[personal profile] lighterthanair
So my appointment with Dr. S didn't involve any arguing. She gave me an additional 2 weeks off work, hesitant to give anymore in spite of my continued pain and fatigue because "sometimes workplaces call [her] and want more information if she puts them off longer." (Uh, then tell them? Radical concept, I know...) I was very tempted to tell her again that I've already been off since February, my workplace isn't going to notice an additional week here or there are this point, but though that would be entirely truth, that would probably look like I'm just fishing for time off when I don't need it, even though I do. So I kept my mouth shut.

Also turns out that the tumour had grown so large that it outstripped its blood supply and had started to die off. And while that sounds good in principle, keep in mind that meant I had dying tissue trapped inside my body, and that can easy spread infection to other nearby tissues. Again, signs that this should have been done long ago instead of her dilly-dallying to avoid potentially harming my reproductive ability.

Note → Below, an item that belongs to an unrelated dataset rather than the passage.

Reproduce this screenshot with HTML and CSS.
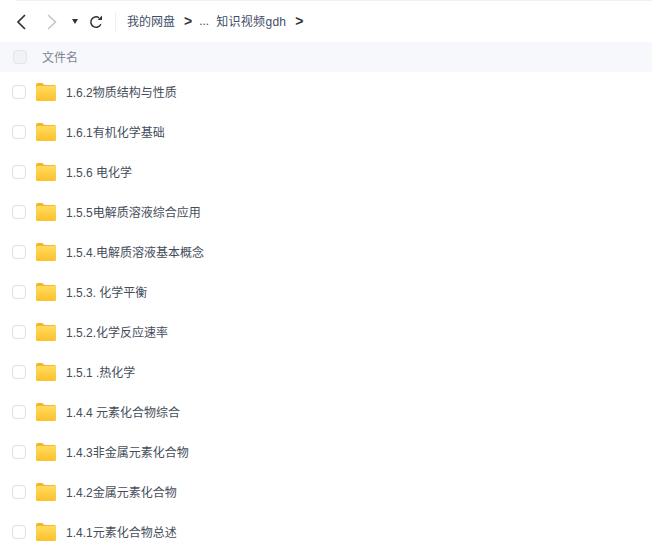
FILE: index.html
```html
<!DOCTYPE html>
<html lang="zh-CN">

<head>
    <meta charset="UTF-8">
    <title>我的网盘</title>
    <link rel="stylesheet" href="styles.css">
</head>

<body>
    <div class="toolbar">
        <div class="nav">
            <svg class="nav-back" width="12" height="16" viewBox="0 0 12 16"><path d="M9 1 2 8l7 7" fill="none" stroke="#333" stroke-width="1.7"/></svg>
            <svg class="nav-forward" width="12" height="16" viewBox="0 0 12 16"><path d="M2 1 9.5 8 2 15" fill="none" stroke="#c4c4c4" stroke-width="1.5"/></svg>
            <span class="nav-drop"></span>
            <svg class="nav-refresh" width="14" height="14" viewBox="0 0 14 14"><path d="M11.8 9.2A5.2 5.2 0 1 1 10 2.8" fill="none" stroke="#333" stroke-width="1.5"/><path d="M8.6 5h4.4V.6z" fill="#333"/></svg>
        </div>
        <div class="crumbs">
            <span>我的网盘</span>
            <span class="sep">&gt;</span>
            <span class="dots">...</span>
            <span class="last">知识视频gdh</span>
            <span class="sep">&gt;</span>
        </div>
    </div>

    <div class="list-head">
        <span class="check check-head"></span>
        <span class="head-name">文件名</span>
    </div>

    <div class="list">
        <div class="row"><span class="check"></span><svg class="folder"><use href="#folder"/></svg><span class="name">1.6.2物质结构与性质</span></div>
        <div class="row"><span class="check"></span><svg class="folder"><use href="#folder"/></svg><span class="name">1.6.1有机化学基础</span></div>
        <div class="row"><span class="check"></span><svg class="folder"><use href="#folder"/></svg><span class="name">1.5.6 电化学</span></div>
        <div class="row"><span class="check"></span><svg class="folder"><use href="#folder"/></svg><span class="name">1.5.5电解质溶液综合应用</span></div>
        <div class="row"><span class="check"></span><svg class="folder"><use href="#folder"/></svg><span class="name">1.5.4.电解质溶液基本概念</span></div>
        <div class="row"><span class="check"></span><svg class="folder"><use href="#folder"/></svg><span class="name">1.5.3. 化学平衡</span></div>
        <div class="row"><span class="check"></span><svg class="folder"><use href="#folder"/></svg><span class="name">1.5.2.化学反应速率</span></div>
        <div class="row"><span class="check"></span><svg class="folder"><use href="#folder"/></svg><span class="name">1.5.1 .热化学</span></div>
        <div class="row"><span class="check"></span><svg class="folder"><use href="#folder"/></svg><span class="name">1.4.4 元素化合物综合</span></div>
        <div class="row"><span class="check"></span><svg class="folder"><use href="#folder"/></svg><span class="name">1.4.3非金属元素化合物</span></div>
        <div class="row"><span class="check"></span><svg class="folder"><use href="#folder"/></svg><span class="name">1.4.2金属元素化合物</span></div>
        <div class="row"><span class="check"></span><svg class="folder"><use href="#folder"/></svg><span class="name">1.4.1元素化合物总述</span></div>
    </div>

    <!-- shared folder icon -->
    <svg width="0" height="0" class="defs">
        <defs>
            <linearGradient id="folder-front" x1="0" y1="0" x2="0" y2="1">
                <stop offset="0" stop-color="#ffdc62"/>
                <stop offset="1" stop-color="#fdc028"/>
            </linearGradient>
            <symbol id="folder" viewBox="0 0 20 18">
                <path d="M0 2a2 2 0 0 1 2-2h4.5l2 2H18a2 2 0 0 1 2 2v3H0z" fill="#f7b52c"/>
                <rect y="3" width="20" height="15" rx="1.6" fill="url(#folder-front)"/>
            </symbol>
        </defs>
    </svg>
</body>

</html>
```

FILE: styles.css
```css
html, body {
    height: 100%;
}

body {
    margin: 0;
    overflow: hidden;
    background-color: #fff;
    font-family: "Liberation Sans", "Noto Sans CJK SC", sans-serif;
    font-size: 12px;
    color: #454d5a;
}

.toolbar {
    height: 41px;
    margin-left: 16px;
    display: flex;
    align-items: center;
    border-top: 1px solid #f0f0f0;
}

.nav {
    display: flex;
    align-items: center;
    height: 20px;
    padding-right: 12px;
    border-right: 1px solid #eee;
}

.nav-forward {
    margin-left: 18px;
}

.nav-drop {
    width: 0;
    height: 0;
    margin-left: 14px;
    border-left: 3px solid transparent;
    border-right: 3px solid transparent;
    border-top: 5px solid #333;
}

.nav-refresh {
    margin-left: 11px;
}

.crumbs {
    display: flex;
    align-items: center;
    margin-left: 11px;
    padding-bottom: 2px;
    color: #424e67;
}

.sep {
    margin-left: 9px;
    font-size: 14px;
    font-weight: bold;
    color: #333;
}

.dots {
    margin-left: 7px;
}

.last {
    margin-left: 7px;
    letter-spacing: 0.3px;
}

.check {
    flex: none;
    box-sizing: border-box;
    width: 14px;
    height: 14px;
    border: 1px solid #dcdfe6;
    border-radius: 4px;
    background-color: #fff;
}

.check-head {
    background-color: #f1f2f6;
    border-color: #e2e4ea;
}

.list-head {
    height: 30px;
    padding-left: 13px;
    display: flex;
    align-items: center;
    background-color: #f7f8fb;
}

.head-name {
    margin-left: 15px;
    padding-bottom: 2px;
    color: #7d8494;
}

.row {
    height: 40px;
    padding-left: 12px;
    display: flex;
    align-items: center;
}

.folder {
    width: 20px;
    height: 18px;
    margin-left: 10px;
    flex: none;
}

.name {
    margin-left: 10px;
    padding-bottom: 2px;
}

.defs {
    position: absolute;
}
```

And where that's concerned, if a few months she wants to do some scans to determine that. See, with the tumour's infiltration and the amount she had to cut and move in order to remove it all, she's not even sure my fallopian tubes are even attached to my uterus anymore, let alone whether they're in good enough condition to allow the egg to keep passing through. The only reason I give enough of a damn to let her do these scans is because I think it will be supremely ironic if it turns out that I'm infertile, because my infertility will have been caused by her delaying things and letting the tumour grow so large while she tried to save my fertility with lesser treatments. And if she'd just done the surgery sooner, before the tumour had grown larger and infiltrated further, she might have actually been able to save what she valued so highly in me.

If that happens, I'll have to try my best not to laugh. It would be bitter ironic laughter, but I doubt it would go over well.

In different news, last week I managed to get out 2 reviews (David Walton's Quintessence and Madeline Ashby's iD). This week I plan to write up a review of Joelle Charbonneau's The Testing, which, in a nutshell, was a pretty decent YA dystopian novel, but unfortunately was so derivative of the dozens of other YA dystopias and brought nothing new or interesting to the genre, so it largely fell flat. I think that genre's getting pretty tapped out at this point, and yet because it's still popular, more and more novels are getting written and more and more of them and just the same as what came before. Same Story, Different Day.

And considering I love reading about dystopias, that's saying something.

I've been doing a fair bit of reading this past week. It's felt so good to just lie in bed, the window open and a bag of tasty candies by my side, getting buried in books and running off to far-away lands. Though I'm still doing it for review fodder, it doesn't entirely feel like it. It feels a lot more like reading purely for my own enjoyment, which takes a lot of the pressure to review off me and cycles back to make the whole experience that much more enjoyable. I kind of wish I didn't have to go back to work at all, even in a few weeks, because I've been having so much fun reading like that. If only there was a way to make reviewing into a decently-paying career. Sigh. But I've been doing that thought-road before, and short of selling out and charging for reviews, that's not going to happen.

And that's dishonest and fills me with a sense of discomfort so profound that I wouldn't do it even if it were an option.